Nombre d'éditorialistes s'accordent à considérer que
le renforcement du Fonds européen de stabilité financière,
adopté en mai 2010 pour soutenir les pays de l'eurozone en difficulté,
aurait pour condition, aux yeux de l'Allemagne, l'approbation par l'UE dudit
"pacte de convergence et de compétitivité".
Supprimer l'indexation des salaires sur l'inflation
Berlin semble vouloir inscrire dans ce pacte les recommandations exprimées
par Mme Merkel le 3 février à Madrid, à l'occasion du
23e sommet hispano-allemand : hausse de l'âge du départ à
la retraite, limite légale à l'endettement public et suppression
de l'indexation des salaires sur l'inflation, les rémunérations
devant être liées à la productivité.
"Nous
devons être très compétitifs (...)
parce que la
concurrence dans le monde est dure" insistait la chancelière,
soulignant ainsi le défi des économies émergentes.
Angela Merkel a rendu à Madrid un hommage appuyé aux réformes
économiques du président du gouvernement espagnol, le socialiste
José Luis Rodriguez Zapatero.
"L'Espagne a fait ses devoirs et
se trouve sur un très bon chemin" a estimé la chancelière.

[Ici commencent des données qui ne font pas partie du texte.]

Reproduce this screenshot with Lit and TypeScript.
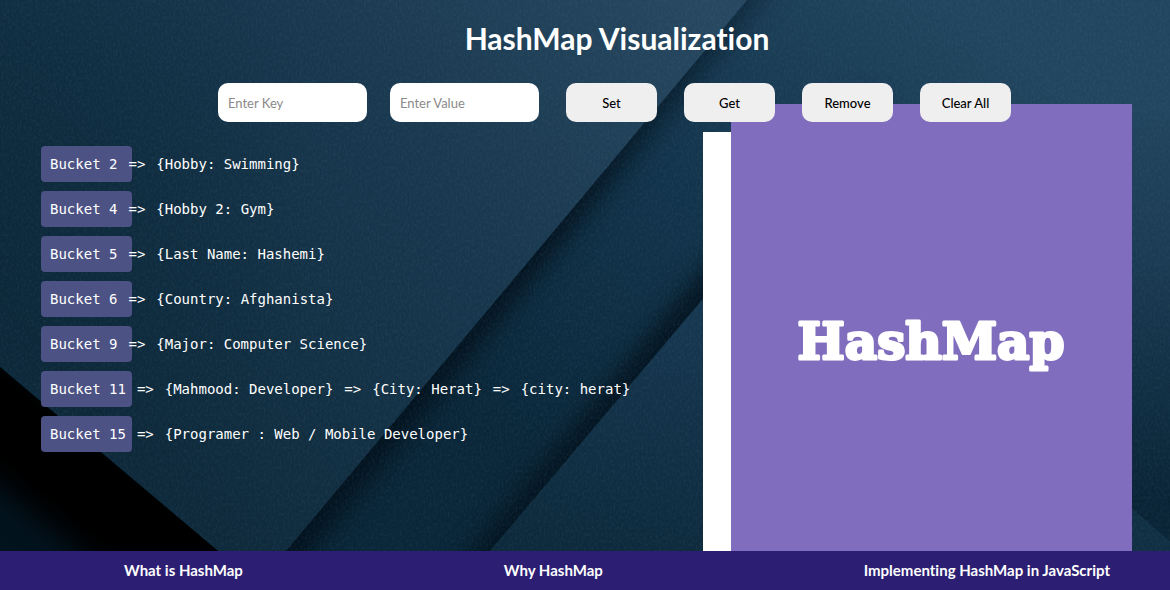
import { LitElement, html, css, svg } from "lit";
import { customElement, state } from "lit/decorators.js";

interface Bucket {
  index: number;
  entries: [string, string][];
}

@customElement("paper-backdrop")
class PaperBackdrop extends LitElement {
  static styles = css`
    :host {
      position: absolute;
      inset: 0;
      z-index: -2;
      overflow: hidden;
    }
    .scene {
      display: block;
      width: 100%;
      height: 100%;
    }
  `;

  render() {
    return html`<svg class="scene" viewBox="0 0 1170 590" preserveAspectRatio="xMidYMid slice" aria-hidden="true">
      ${svg`
        <defs>
          <linearGradient id="base" gradientUnits="userSpaceOnUse" x1="950" y1="0" x2="560" y2="500">
            <stop offset="0" stop-color="#22455f" />
            <stop offset="0.5" stop-color="#12344b" />
            <stop offset="1" stop-color="#0a2638" />
          </linearGradient>
          <linearGradient id="sheet" gradientUnits="userSpaceOnUse" x1="700" y1="0" x2="160" y2="480">
            <stop offset="0" stop-color="#26475f" />
            <stop offset="0.5" stop-color="#17364c" />
            <stop offset="1" stop-color="#0e293a" />
          </linearGradient>
          <linearGradient id="low" gradientUnits="userSpaceOnUse" x1="700" y1="320" x2="640" y2="560">
            <stop offset="0" stop-color="#163750" />
            <stop offset="1" stop-color="#0d293b" />
          </linearGradient>
          <radialGradient id="dim" gradientUnits="userSpaceOnUse" cx="0" cy="200" r="330">
            <stop offset="0" stop-color="#0a2638" stop-opacity="0.6" />
            <stop offset="1" stop-color="#0a2638" stop-opacity="0" />
          </radialGradient>
          <linearGradient id="edge" gradientUnits="userSpaceOnUse" x1="0" y1="104" x2="0" y2="500">
            <stop offset="0" stop-color="#082233" stop-opacity="0" />
            <stop offset="0.4" stop-color="#082233" stop-opacity="0.3" />
            <stop offset="1" stop-color="#082233" stop-opacity="0.95" />
          </linearGradient>
          <linearGradient id="cast" gradientUnits="userSpaceOnUse" x1="720" y1="0" x2="560" y2="230">
            <stop offset="0" stop-color="#010d17" stop-opacity="0.5" />
            <stop offset="1" stop-color="#010d17" stop-opacity="0.95" />
          </linearGradient>
          <filter id="soft" x="-20%" y="-20%" width="140%" height="140%" color-interpolation-filters="sRGB">
            <feGaussianBlur stdDeviation="14" />
          </filter>
          <filter id="grain" x="0" y="0" width="100%" height="100%" color-interpolation-filters="sRGB">
            <feTurbulence type="fractalNoise" baseFrequency="0.5 0.3" numOctaves="2" seed="4" />
            <feColorMatrix type="matrix" values="0 0 0 0 0.4  0 0 0 0 0.56  0 0 0 0 0.68  0.9 0 0 0 -0.35" />
          </filter>
          <clipPath id="band"><path d="M747 0H1170V104H868L703 299L490 551L457 590H253L286 551Z" /></clipPath>
          <clipPath id="corner"><path d="M0 367L218 551L264 590H0Z" /></clipPath>
          <clipPath id="lit"><path d="M0 0H1170V590H264L0 367Z" /></clipPath>
        </defs>
        <rect width="1170" height="590" fill="url(#base)" />
        <g clip-path="url(#band)">
          <path d="M735 -20L776 -20L268 600H220Z" fill="url(#cast)" filter="url(#soft)" />
          <path d="M880 104L703 316L457 610H430L674 310L850 104Z" fill="#000b14" filter="url(#soft)" />
        </g>
        <path d="M868 104L703 299L457 590H1170V104Z" fill="url(#low)" />
        <rect x="1090" y="104" width="80" height="486" fill="#22455f" />
        <rect x="1090" y="104" width="80" height="486" fill="url(#edge)" />
        <path d="M1120 498L1180 550V590H1110Z" fill="#112f42" />
        <path d="M0 0H747L286 551L253 590H264L218 551L0 367Z" fill="url(#sheet)" />
        <path d="M0 0H747L286 551H218L0 367Z" fill="url(#dim)" />
        <path d="M0 367L218 551L264 590H0Z" fill="#03131e" />
        <g clip-path="url(#corner)">
          <path d="M-60 300L264 560L300 600H140L-60 436Z" fill="#000" filter="url(#soft)" />
        </g>
        <rect width="1170" height="590" filter="url(#grain)" opacity="0.25" clip-path="url(#lit)" />
      `}
    </svg>`;
  }
}

@customElement("app-root")
class AppRoot extends LitElement {
  @state() private buckets: Bucket[] = [
    { index: 2, entries: [["Hobby", "Swimming"]] },
    { index: 4, entries: [["Hobby 2", "Gym"]] },
    { index: 5, entries: [["Last Name", "Hashemi"]] },
    { index: 6, entries: [["Country", "Afghanista"]] },
    { index: 9, entries: [["Major", "Computer Science"]] },
    { index: 11, entries: [["Mahmood", "Developer"], ["City", "Herat"], ["city", "herat"]] },
    { index: 15, entries: [["Programer ", "Web / Mobile Developer"]] },
  ];

  static styles = css`
    :host {
      position: relative;
      z-index: 0;
      display: flex;
      flex-direction: column;
      min-height: 100vh;
      overflow: hidden;
      background: #14344a;
      color: #fff;
      font-family: "Coming Soon", Lato, "Open Sans", sans-serif;
      font-variant-ligatures: none;
    }
    * {
      box-sizing: border-box;
    }
    .title {
      margin: 0;
      padding: 18px 0 0 64px;
      font-size: 30px;
      line-height: 40px;
      font-weight: 700;
      text-align: center;
    }
    .controls {
      display: flex;
      justify-content: center;
      gap: 27px;
      padding: 25px 0 0 59px;
    }
    .fields {
      display: flex;
      gap: 23px;
    }
    .field,
    .action {
      height: 39px;
      border: 0;
      border-radius: 10px;
      font: inherit;
      font-size: 13px;
    }
    .field {
      width: 149px;
      padding: 0 10px;
      background: #fff;
      color: #222;
    }
    .field::placeholder {
      color: #8a8a8a;
      opacity: 1;
    }
    .action {
      width: 91px;
      padding: 0;
      background: #efefef;
      color: #000;
      font-weight: 500;
    }
    .content {
      flex: 1;
      display: grid;
      grid-template-columns: 662fr 429fr;
      padding: 0 38px 0 41px;
    }
    .buckets {
      display: flex;
      flex-direction: column;
      gap: 9px;
      margin: 0;
      padding: 24px 0;
      list-style: none;
      font: 14px/36px "DejaVu Sans Mono", monospace;
    }
    .bucket {
      display: flex;
      gap: 11px;
      white-space: pre;
    }
    .label {
      position: relative;
      padding-left: 9px;
    }
    .label::before {
      content: "";
      position: absolute;
      left: 0;
      top: 0;
      z-index: -1;
      width: 91px;
      height: 36px;
      border-radius: 4px;
      background: #4c5284;
    }
    .poster {
      position: relative;
      z-index: -1;
      display: flex;
      margin: -18px 0 0;
    }
    .strip {
      width: 28px;
      margin-top: 28px;
      background: #fff;
    }
    .card {
      flex: 1;
      display: grid;
      place-items: center;
      background: #806dbe;
    }
    .word {
      display: block;
      width: 100%;
      font: 700 50px "Cooper Black", "DejaVu Serif", serif;
      fill: #fff;
      stroke: #fff;
      stroke-width: 3px;
      stroke-linejoin: round;
    }
    .links {
      display: flex;
      justify-content: space-between;
      padding: 0 60px 0 124px;
      background: #2c1e72;
      font-size: 15px;
      line-height: 39px;
      font-weight: 700;
    }
    .link {
      color: #fff;
      text-decoration: none;
    }
  `;

  render() {
    return html`
      <paper-backdrop></paper-backdrop>
      <h1 class="title">HashMap Visualization</h1>
      <form class="controls" @submit=${(e: Event) => e.preventDefault()}>
        <div class="fields">
          <input class="field" type="text" aria-label="Enter Key" placeholder="Enter Key" />
          <input class="field" type="text" aria-label="Enter Value" placeholder="Enter Value" />
        </div>
        ${["Set", "Get", "Remove", "Clear All"].map(
          (name) => html`<button class="action" type="button">${name}</button>`
        )}
      </form>
      <main class="content">
        <ul class="buckets">
          ${this.buckets.map(
            (b) => html`<li class="bucket"><span class="label">Bucket ${b.index}</span>${b.entries.map(
              ([key, value]) => html`<span>=&gt;</span><span>{${key}: ${value}}</span>`
            )}</li>`
          )}
        </ul>
        <figure class="poster">
          <div class="strip"></div>
          <div class="card">
            <svg class="word" viewBox="0 0 401 140" role="img" aria-label="HashMap">
              <text x="200" y="101" text-anchor="middle">HashMap</text>
            </svg>
          </div>
        </figure>
      </main>
      <footer>
        <nav class="links">
          <a class="link" href="#what">What is HashMap</a>
          <a class="link" href="#why">Why HashMap</a>
          <a class="link" href="#implementing">Implementing HashMap in JavaScript</a>
        </nav>
      </footer>
    `;
  }
}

Nicolas Sarkozy et Emilio Botin, président du Banco Santander, première
banque d'Espagne, ont également félicité M. Zapatero
pour ses réformes. Elles ne sont pourtant que des coupes sombres dans
le bien-être social. Madrid a réduit le salaire des fonctionnaires,
gelé les pensions de retraite, autorisé le licenciement économique
pour
"pertes actuelles ou prévues" des entreprises, porté
de 65 à 67 ans l'âge du départ à la retraite et
entamé une restructuration financière des caisses d'épargne
pouvant déboucher sur leur privatisation.
Ces réformes expliquent la chute vertigineuse de la popularité
de M. Zapatero, paradoxalement satisfait d'être soudain traité en élève
méritant par les principaux leaders de la droite européenne.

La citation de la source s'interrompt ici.